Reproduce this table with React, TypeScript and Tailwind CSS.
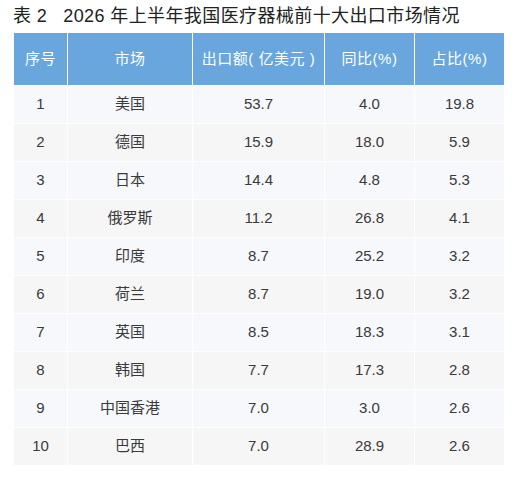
==
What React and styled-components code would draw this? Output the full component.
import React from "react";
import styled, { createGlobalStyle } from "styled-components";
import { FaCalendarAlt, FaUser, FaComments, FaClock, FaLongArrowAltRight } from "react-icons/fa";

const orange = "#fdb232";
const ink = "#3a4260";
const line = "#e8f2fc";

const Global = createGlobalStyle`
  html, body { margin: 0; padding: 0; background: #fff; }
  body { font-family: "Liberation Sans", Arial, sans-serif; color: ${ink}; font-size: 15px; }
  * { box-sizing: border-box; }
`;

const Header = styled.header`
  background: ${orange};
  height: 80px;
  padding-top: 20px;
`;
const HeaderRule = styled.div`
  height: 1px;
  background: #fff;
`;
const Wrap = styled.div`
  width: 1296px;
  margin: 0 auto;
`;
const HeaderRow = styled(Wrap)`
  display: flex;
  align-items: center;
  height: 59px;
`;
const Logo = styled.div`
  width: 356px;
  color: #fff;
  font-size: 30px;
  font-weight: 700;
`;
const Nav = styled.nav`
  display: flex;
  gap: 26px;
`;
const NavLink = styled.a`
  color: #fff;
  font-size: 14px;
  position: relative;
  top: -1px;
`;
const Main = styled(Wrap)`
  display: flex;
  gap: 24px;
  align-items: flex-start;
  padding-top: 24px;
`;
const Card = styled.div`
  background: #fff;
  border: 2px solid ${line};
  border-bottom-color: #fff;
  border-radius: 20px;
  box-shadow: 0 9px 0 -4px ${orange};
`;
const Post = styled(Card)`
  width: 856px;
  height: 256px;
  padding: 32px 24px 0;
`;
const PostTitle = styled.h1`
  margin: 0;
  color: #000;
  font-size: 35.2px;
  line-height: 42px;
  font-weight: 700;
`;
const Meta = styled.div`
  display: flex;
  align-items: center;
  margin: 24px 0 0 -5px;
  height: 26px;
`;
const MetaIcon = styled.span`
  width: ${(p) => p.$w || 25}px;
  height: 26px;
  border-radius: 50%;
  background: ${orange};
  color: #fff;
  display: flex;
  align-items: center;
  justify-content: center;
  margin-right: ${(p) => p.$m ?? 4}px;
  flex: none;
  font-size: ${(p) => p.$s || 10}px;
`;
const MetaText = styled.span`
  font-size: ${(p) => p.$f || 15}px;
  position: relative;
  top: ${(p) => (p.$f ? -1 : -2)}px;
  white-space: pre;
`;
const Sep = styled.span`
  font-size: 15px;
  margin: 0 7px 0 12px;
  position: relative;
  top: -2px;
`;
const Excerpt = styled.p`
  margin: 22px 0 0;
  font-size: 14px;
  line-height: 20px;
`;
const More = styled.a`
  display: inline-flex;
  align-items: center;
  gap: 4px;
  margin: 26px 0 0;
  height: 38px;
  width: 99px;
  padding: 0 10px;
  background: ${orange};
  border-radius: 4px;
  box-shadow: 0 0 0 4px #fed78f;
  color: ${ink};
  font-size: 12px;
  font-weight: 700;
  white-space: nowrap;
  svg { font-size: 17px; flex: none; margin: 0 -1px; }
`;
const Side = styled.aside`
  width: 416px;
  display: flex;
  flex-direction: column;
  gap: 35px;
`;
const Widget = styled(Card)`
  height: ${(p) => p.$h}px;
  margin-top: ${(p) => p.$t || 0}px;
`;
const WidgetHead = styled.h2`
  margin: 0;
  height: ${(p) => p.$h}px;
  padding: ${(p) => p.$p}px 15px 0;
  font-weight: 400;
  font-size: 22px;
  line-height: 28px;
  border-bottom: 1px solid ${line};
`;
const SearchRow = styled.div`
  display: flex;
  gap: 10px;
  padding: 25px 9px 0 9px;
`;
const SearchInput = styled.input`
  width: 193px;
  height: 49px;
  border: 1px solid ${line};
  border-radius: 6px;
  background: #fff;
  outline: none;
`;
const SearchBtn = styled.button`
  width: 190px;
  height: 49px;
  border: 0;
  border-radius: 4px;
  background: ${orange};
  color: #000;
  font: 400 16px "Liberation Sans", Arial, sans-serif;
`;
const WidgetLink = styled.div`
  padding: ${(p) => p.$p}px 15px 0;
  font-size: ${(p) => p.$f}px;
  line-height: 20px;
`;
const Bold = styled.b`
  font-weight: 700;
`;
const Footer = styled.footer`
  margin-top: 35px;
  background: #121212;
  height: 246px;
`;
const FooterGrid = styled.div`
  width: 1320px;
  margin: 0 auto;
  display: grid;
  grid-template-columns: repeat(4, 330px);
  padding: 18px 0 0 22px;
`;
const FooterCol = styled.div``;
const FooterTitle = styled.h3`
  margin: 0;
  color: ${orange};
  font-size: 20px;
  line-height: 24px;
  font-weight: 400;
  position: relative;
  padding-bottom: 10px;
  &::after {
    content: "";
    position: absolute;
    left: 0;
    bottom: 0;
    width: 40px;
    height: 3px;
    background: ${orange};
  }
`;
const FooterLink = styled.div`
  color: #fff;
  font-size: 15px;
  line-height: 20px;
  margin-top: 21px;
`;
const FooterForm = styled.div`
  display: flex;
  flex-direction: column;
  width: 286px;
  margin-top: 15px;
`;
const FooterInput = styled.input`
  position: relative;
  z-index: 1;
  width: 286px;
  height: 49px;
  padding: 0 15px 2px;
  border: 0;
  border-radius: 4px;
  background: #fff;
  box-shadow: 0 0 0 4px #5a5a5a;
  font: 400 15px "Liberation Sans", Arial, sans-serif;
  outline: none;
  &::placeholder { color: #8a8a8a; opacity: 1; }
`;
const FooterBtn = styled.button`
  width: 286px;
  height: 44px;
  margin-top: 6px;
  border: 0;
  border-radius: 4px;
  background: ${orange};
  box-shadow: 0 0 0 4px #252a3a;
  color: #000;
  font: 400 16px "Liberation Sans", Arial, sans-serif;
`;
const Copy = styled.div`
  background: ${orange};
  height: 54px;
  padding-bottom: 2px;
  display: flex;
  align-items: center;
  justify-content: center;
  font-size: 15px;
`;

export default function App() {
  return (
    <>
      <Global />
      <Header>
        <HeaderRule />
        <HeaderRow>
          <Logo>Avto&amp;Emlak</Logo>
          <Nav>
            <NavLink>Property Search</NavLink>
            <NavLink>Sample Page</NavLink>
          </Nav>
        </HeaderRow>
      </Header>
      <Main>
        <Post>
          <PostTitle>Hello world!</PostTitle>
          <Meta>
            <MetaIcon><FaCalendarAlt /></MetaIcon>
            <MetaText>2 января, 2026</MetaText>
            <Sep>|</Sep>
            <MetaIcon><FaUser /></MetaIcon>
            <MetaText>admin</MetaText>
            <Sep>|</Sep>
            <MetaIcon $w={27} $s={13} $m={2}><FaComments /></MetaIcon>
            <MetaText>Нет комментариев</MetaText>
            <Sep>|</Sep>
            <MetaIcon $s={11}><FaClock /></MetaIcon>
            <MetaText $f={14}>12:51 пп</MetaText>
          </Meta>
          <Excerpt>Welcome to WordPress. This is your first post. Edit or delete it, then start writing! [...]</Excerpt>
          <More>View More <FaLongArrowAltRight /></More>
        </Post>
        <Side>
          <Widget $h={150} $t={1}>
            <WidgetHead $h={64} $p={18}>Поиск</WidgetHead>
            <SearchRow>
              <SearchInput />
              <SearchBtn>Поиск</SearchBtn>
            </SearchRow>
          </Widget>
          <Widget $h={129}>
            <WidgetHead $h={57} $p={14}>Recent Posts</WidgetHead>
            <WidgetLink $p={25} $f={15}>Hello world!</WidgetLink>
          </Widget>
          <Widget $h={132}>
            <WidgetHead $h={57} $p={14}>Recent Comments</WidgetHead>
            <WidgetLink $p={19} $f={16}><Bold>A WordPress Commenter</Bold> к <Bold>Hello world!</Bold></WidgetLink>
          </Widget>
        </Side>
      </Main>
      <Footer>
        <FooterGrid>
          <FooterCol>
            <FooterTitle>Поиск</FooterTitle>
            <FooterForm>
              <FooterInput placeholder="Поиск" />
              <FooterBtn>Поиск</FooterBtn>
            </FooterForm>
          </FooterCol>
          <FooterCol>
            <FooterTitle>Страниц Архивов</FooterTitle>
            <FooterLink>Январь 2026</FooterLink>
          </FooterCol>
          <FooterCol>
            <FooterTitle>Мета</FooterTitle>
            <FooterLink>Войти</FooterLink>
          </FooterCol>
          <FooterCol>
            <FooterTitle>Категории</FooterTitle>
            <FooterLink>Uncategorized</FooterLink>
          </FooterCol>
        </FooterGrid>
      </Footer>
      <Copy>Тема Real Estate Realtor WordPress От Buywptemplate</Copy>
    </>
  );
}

## Written instruction
Using the listing above, gather each line that holds the string "components" and copy it.

## Task output
What React and styled-components code would draw this? Output the full component.
import styled, { createGlobalStyle } from "styled-components";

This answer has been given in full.